During November and through the Christmas season, I contacted suppliers with mixed results. Most suppliers didn't give me the time of day, and those that did made me jump through many more hoops than suppliers in the industry do today, where anyone with a web address and a credit card can be a dealer for some lines.
One of the first people I talked to who took me seriously was Fred Salvador at Harris Teller. Although he's set to retire at the end of 2011, at this writing I still talk to Fred and order every week from his company.
While I was lining up products, I was cranking down on the new computer I had purchased for the store: an Apple IIC (with classic green phosphor display) and the Imagewriter II dot matrix printer. Seriously, it was pretty cutting edge for the day. I used it to draft all the documents for the store, from lesson brochure to the first mailer, start the basic billing system, etc. Finished documents came from my uncle the printer at my dad's insistence. I guess my uncle owed him money, and this was the only way he thought he'd see it. It wasn't the best working relationship. It took a few years to free myself from it, but I found another printer for the mailer (eventually using Kinkos for the final year or two of publication).

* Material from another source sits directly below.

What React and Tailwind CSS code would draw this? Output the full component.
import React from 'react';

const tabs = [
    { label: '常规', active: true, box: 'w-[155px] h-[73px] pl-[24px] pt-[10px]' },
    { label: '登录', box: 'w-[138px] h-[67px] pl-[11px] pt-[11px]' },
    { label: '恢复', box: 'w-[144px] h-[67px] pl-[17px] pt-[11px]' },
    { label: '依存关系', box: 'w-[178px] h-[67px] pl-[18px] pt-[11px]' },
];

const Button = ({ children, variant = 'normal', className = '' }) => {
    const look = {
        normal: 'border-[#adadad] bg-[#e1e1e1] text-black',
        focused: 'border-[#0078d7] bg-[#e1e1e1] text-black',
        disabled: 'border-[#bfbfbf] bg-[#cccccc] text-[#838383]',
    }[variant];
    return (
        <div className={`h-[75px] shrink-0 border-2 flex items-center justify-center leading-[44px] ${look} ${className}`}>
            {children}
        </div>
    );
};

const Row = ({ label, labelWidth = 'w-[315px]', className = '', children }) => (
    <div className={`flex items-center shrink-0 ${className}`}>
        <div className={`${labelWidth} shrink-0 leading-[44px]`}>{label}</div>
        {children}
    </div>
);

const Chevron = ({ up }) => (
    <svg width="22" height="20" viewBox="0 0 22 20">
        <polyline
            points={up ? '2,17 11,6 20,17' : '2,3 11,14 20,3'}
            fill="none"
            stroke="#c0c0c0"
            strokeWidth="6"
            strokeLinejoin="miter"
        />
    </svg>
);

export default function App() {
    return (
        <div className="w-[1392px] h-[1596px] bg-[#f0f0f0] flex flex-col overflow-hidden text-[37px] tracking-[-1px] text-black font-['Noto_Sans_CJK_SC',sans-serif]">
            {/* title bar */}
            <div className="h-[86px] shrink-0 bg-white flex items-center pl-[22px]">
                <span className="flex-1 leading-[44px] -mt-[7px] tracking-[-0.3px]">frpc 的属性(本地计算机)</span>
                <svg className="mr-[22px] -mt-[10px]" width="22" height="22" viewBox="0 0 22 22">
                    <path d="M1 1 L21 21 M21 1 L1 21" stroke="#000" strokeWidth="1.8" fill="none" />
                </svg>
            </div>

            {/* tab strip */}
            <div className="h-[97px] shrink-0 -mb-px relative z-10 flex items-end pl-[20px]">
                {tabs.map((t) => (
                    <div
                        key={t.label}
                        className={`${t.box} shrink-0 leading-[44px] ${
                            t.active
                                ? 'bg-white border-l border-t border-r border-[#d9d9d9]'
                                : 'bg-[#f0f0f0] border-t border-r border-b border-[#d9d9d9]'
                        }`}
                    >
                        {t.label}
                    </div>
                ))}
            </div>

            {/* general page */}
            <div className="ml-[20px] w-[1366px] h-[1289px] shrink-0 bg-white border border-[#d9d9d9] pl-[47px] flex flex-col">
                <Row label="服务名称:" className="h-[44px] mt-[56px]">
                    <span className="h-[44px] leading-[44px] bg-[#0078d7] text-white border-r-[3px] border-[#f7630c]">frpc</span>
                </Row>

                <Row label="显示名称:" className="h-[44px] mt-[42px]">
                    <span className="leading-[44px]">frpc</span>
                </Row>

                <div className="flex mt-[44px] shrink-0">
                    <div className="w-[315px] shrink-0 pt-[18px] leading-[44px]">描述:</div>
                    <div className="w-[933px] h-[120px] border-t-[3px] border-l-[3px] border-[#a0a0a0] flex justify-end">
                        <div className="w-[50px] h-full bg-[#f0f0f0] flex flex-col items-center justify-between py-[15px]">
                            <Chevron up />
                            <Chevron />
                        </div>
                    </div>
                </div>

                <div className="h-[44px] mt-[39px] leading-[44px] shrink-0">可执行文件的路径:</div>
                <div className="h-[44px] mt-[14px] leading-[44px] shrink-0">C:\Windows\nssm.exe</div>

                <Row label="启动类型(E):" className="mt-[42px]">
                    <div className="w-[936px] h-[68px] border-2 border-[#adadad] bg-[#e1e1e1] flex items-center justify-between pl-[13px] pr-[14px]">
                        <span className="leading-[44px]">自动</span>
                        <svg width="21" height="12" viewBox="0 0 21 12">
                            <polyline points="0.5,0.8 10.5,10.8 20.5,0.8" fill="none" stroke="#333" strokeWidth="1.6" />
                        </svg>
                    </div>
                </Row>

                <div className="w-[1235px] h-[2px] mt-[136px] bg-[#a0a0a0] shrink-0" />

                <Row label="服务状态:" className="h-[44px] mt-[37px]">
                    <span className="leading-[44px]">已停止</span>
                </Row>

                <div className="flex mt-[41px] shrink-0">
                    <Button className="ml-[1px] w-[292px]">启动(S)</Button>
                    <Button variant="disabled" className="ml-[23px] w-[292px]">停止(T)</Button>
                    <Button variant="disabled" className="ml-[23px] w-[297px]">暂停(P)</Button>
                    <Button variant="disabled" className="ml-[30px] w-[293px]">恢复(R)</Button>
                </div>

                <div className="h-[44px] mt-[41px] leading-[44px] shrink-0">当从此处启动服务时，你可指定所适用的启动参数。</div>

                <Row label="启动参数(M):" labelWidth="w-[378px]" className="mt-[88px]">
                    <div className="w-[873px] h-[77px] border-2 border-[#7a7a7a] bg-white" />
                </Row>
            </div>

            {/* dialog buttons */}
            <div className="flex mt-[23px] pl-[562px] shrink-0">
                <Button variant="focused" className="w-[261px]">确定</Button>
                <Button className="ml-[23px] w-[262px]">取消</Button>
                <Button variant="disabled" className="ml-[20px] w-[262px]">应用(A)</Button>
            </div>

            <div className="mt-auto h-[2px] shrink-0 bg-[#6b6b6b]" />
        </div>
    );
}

All the while, I was anxiously waiting for the keys to my new store. Construction delays--and the holidays--meant that the January 1 completion date wasn't going to happen. I got the builder to let me start working in the unit while the frame up was going on, and I continued to spend time underfoot until the drywall crew finished. Even then, theunit didn't have locks, so about mid-January when merchandise started to arrive, I'd sit in the unheated unit until the UPS driver, Tom Fiebig, showed up with boxes. I'd load them into my van, since I couldn't keep them at the store.
But even as the building was finished, we had a problem. The electric company wouldn't schedule service until all the inspections were complete, and based on the construction delays, that meant electricity would be available...about the 10th.

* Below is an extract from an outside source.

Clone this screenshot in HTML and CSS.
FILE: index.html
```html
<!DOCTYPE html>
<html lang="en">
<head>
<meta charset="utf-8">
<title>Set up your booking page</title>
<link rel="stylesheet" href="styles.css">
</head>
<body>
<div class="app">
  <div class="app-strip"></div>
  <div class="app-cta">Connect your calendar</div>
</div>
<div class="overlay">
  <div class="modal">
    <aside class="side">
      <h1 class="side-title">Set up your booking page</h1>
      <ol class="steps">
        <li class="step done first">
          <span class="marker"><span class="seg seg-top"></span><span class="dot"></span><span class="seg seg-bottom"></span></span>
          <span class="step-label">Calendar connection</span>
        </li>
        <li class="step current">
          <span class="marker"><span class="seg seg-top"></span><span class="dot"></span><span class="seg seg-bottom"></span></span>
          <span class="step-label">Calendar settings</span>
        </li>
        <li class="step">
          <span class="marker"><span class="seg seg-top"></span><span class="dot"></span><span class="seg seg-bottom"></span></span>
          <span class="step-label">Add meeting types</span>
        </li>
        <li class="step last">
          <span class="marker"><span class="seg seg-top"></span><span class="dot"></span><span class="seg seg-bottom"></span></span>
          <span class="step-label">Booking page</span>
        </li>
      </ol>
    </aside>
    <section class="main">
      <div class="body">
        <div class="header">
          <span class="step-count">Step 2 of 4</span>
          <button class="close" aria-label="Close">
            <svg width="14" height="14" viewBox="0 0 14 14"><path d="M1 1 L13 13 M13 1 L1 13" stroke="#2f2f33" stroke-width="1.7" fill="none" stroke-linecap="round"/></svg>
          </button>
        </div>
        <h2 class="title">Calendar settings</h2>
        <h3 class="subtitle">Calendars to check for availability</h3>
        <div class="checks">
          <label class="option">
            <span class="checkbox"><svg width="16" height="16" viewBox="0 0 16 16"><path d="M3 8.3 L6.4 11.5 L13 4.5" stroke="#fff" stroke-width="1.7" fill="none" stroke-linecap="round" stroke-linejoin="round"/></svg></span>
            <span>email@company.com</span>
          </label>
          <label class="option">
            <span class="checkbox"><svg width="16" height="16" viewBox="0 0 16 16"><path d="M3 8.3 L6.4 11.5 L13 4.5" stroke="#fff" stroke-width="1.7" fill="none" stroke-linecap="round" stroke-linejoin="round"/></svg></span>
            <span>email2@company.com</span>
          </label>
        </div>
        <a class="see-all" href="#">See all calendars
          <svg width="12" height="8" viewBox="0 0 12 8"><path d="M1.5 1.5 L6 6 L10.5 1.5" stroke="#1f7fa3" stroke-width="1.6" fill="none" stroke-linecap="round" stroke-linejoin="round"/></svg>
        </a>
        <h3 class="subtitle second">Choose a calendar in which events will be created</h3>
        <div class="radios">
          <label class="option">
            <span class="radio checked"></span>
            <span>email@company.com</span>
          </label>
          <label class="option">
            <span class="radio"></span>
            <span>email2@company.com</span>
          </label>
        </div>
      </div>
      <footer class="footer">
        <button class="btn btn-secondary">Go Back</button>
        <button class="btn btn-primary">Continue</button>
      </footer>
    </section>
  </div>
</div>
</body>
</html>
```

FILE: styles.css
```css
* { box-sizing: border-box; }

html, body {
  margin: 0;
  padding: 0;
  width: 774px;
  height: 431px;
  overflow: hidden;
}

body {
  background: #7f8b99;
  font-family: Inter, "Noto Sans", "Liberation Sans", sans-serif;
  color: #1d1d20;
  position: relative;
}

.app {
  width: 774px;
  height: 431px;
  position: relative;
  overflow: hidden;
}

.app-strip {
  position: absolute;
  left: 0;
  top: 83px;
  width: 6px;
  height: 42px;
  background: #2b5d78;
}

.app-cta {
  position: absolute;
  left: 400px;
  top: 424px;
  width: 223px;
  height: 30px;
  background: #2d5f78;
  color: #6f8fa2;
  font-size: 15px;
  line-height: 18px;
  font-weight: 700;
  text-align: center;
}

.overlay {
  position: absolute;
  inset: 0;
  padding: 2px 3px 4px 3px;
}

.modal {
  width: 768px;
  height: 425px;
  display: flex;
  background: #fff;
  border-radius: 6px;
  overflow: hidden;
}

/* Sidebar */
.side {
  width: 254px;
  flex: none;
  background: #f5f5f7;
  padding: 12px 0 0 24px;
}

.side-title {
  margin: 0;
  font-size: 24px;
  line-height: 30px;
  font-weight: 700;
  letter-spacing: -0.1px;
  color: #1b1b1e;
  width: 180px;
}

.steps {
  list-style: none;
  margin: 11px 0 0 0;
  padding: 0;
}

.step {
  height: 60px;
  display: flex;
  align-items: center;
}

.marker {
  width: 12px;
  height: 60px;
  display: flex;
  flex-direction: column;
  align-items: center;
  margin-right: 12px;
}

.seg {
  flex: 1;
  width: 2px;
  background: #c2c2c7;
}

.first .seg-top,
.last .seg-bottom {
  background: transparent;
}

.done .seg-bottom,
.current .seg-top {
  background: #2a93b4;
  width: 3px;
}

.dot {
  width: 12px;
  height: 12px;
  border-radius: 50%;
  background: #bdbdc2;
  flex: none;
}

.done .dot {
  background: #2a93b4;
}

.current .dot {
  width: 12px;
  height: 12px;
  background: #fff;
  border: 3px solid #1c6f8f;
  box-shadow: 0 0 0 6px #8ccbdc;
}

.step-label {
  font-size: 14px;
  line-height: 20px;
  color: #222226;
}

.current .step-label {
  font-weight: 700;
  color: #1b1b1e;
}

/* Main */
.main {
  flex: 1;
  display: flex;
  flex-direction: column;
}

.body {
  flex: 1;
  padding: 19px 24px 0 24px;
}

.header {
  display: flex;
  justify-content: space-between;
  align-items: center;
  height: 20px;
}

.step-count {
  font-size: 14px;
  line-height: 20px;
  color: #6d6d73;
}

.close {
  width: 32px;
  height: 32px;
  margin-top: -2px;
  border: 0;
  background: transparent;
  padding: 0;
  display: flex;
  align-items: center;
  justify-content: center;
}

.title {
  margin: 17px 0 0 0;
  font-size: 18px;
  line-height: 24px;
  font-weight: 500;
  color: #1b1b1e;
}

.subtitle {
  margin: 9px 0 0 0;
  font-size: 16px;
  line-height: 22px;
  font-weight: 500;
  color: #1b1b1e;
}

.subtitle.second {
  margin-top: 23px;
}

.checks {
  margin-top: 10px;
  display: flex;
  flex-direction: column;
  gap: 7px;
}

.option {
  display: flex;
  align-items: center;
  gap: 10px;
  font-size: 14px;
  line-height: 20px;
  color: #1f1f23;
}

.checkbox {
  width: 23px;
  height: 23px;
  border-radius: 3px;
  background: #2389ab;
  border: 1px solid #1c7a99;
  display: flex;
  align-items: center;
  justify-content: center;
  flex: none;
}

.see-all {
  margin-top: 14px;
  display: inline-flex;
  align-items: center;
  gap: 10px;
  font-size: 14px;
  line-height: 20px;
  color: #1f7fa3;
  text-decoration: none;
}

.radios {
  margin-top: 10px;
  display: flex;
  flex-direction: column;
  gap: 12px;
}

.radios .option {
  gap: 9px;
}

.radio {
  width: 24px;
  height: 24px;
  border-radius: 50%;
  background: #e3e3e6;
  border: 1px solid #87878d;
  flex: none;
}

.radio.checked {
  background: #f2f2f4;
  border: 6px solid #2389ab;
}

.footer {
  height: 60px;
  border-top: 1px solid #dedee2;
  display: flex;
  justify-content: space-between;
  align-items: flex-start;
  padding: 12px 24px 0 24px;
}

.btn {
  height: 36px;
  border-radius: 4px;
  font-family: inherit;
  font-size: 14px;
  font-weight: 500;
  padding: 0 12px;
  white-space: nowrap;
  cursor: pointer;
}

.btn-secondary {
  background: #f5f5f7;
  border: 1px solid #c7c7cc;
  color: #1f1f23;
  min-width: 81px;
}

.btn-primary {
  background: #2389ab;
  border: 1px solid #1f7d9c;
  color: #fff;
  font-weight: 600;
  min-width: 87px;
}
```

So we worked with a propane bullet heater and a bunch of 100-watt bulbs hung from the rafters. The moisture from the heater condensed on the walls, cold from single-digit January temperatures...so much that one studio had the paint wash off as the moisture ran down from freshly painted walls.
Once the furnace was in and gas hooked up, we got heat and work lights by running an extension cord from the old house that stood where Subway and Stay In Style are today. Every time the furnace blower kicked in, the lights would dim. By the time the drop ceiling was in, we had tiles lifted so work lights could drop through.
February 2 came, and we opened under rustic conditions. The first sale (a set of guitar strings and a pair of drumsticks) came on day 3 while still under temp power. Saturday the first lessons (3 piano students for Joyce Roman--Cheryl was scheduled to start in March) were taught under the same conditions. I'm sure Mary Eagleeye and her daughter Becky thought we were part of the Underground Railroad or something.
But we got power, and in the sparse traffic of the first few weeks I finished additional studios. Cheryl started in March, and that brought us 30+ students. The first drum lessons and some flute, clarinet and sax students trickled in, plus a cello student or two. By the time June hit, we celebrated our hundredth student...but that's another story.